◆ **Task to carry out**
Scan the listing below and copy every line holding "inline".
── Provided data ──
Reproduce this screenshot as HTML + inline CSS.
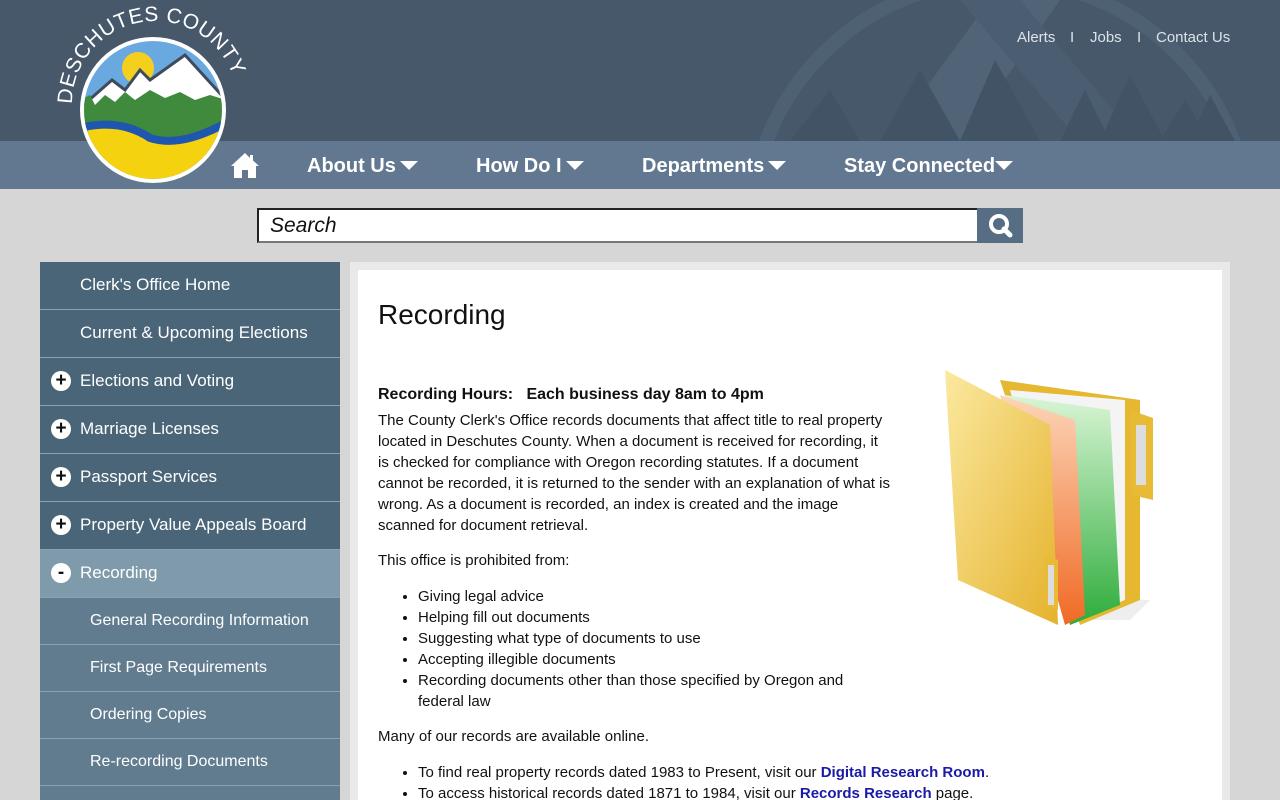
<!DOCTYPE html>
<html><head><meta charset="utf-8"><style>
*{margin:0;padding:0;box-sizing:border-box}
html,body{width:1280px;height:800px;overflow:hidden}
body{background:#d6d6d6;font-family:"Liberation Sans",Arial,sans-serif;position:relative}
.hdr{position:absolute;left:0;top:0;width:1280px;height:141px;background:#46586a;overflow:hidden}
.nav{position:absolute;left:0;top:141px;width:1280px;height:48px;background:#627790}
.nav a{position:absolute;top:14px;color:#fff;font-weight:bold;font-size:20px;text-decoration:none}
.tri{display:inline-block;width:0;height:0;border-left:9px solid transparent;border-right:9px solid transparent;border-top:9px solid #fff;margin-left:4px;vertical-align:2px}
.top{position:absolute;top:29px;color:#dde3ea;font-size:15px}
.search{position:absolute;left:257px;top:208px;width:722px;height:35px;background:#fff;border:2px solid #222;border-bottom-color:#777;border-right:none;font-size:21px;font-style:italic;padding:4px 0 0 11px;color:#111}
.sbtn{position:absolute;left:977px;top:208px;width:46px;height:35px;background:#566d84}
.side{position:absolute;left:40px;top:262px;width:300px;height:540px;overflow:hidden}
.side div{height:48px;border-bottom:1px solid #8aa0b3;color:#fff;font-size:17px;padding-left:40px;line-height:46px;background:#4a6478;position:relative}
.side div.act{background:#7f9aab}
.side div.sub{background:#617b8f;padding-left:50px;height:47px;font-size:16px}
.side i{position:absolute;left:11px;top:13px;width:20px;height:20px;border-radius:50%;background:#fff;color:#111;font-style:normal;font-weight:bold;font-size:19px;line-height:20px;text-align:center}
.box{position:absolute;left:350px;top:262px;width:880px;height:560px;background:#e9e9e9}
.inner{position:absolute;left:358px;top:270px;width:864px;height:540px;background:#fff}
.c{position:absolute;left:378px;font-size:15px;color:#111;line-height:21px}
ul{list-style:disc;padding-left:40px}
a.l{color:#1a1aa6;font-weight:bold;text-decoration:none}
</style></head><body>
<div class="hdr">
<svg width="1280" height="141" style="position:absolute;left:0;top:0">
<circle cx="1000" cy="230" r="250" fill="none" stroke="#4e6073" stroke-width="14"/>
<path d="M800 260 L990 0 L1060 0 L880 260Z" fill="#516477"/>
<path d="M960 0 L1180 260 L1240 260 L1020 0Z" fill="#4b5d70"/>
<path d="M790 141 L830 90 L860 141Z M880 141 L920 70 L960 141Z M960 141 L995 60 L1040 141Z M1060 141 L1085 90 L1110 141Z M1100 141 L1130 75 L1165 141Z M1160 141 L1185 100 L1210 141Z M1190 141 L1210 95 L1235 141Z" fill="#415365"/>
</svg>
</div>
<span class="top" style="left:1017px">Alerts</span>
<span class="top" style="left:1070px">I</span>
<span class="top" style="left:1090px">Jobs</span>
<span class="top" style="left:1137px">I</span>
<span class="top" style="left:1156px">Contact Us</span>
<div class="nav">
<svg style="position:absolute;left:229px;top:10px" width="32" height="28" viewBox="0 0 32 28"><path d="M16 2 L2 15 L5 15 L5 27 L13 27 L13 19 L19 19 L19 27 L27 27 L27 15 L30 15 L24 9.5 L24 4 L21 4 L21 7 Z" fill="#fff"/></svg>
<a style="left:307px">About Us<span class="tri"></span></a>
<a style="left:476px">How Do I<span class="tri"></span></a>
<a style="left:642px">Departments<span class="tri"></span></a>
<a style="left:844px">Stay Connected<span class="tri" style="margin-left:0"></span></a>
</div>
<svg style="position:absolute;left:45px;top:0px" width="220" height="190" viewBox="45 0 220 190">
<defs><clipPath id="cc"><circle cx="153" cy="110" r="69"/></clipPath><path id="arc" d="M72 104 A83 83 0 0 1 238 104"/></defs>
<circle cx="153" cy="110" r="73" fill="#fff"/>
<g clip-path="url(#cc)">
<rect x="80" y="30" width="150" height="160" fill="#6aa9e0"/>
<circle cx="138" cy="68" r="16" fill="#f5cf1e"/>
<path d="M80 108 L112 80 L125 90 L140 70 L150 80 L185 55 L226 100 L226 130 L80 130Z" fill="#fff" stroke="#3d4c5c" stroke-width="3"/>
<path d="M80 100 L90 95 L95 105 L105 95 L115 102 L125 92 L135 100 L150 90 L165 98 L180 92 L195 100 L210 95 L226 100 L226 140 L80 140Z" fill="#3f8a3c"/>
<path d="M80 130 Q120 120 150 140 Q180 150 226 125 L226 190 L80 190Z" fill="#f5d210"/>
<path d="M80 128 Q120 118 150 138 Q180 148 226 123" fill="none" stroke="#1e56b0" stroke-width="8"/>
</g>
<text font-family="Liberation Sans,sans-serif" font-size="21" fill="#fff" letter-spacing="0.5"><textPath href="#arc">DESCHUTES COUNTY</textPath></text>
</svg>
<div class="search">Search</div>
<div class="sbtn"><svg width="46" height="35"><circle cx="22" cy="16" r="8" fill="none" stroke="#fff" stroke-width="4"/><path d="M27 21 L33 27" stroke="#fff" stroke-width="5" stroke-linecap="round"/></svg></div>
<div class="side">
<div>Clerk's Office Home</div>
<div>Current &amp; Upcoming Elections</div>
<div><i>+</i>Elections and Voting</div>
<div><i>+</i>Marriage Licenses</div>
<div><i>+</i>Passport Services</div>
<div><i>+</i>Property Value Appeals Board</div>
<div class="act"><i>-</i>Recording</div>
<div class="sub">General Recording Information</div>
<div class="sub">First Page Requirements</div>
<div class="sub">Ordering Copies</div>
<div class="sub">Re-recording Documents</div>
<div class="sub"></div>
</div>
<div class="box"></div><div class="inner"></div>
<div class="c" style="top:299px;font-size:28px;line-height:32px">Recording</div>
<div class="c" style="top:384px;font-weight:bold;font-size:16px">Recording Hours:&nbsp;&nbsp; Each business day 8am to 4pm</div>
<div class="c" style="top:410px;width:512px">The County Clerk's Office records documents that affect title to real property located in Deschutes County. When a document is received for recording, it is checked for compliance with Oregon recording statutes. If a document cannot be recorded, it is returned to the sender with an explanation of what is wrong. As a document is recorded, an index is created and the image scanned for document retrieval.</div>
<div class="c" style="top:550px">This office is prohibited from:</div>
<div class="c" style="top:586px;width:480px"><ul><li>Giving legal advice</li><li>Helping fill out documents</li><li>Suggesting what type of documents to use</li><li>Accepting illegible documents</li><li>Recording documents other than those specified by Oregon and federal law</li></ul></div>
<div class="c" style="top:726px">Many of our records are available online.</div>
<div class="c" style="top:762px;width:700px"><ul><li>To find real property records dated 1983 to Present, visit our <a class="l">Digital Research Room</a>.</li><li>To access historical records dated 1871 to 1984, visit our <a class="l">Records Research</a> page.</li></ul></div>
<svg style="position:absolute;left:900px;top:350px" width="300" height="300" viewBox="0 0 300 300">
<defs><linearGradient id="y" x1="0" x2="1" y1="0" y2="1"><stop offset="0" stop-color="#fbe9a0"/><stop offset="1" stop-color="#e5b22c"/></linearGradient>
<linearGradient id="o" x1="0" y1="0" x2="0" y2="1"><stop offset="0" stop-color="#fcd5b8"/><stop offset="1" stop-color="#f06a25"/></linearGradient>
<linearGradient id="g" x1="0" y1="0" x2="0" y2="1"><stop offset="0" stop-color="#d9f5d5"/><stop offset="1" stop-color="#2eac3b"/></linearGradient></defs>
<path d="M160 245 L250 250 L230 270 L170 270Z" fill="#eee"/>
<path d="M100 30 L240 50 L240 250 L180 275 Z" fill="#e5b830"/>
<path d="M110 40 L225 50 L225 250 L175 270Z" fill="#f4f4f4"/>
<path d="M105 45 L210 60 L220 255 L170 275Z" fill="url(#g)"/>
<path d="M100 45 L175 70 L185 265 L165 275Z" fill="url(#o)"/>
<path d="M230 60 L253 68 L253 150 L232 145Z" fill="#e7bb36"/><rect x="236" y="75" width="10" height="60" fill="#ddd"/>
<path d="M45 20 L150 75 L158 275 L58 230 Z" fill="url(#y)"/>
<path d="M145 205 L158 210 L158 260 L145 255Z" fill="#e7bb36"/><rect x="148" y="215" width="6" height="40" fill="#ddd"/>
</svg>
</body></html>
───
◆ **Problem solution**
Reproduce this screenshot as HTML + inline CSS.
.tri{display:inline-block;width:0;height:0;border-left:9px solid transparent;border-right:9px solid transparent;border-top:9px solid #fff;margin-left:4px;vertical-align:2px}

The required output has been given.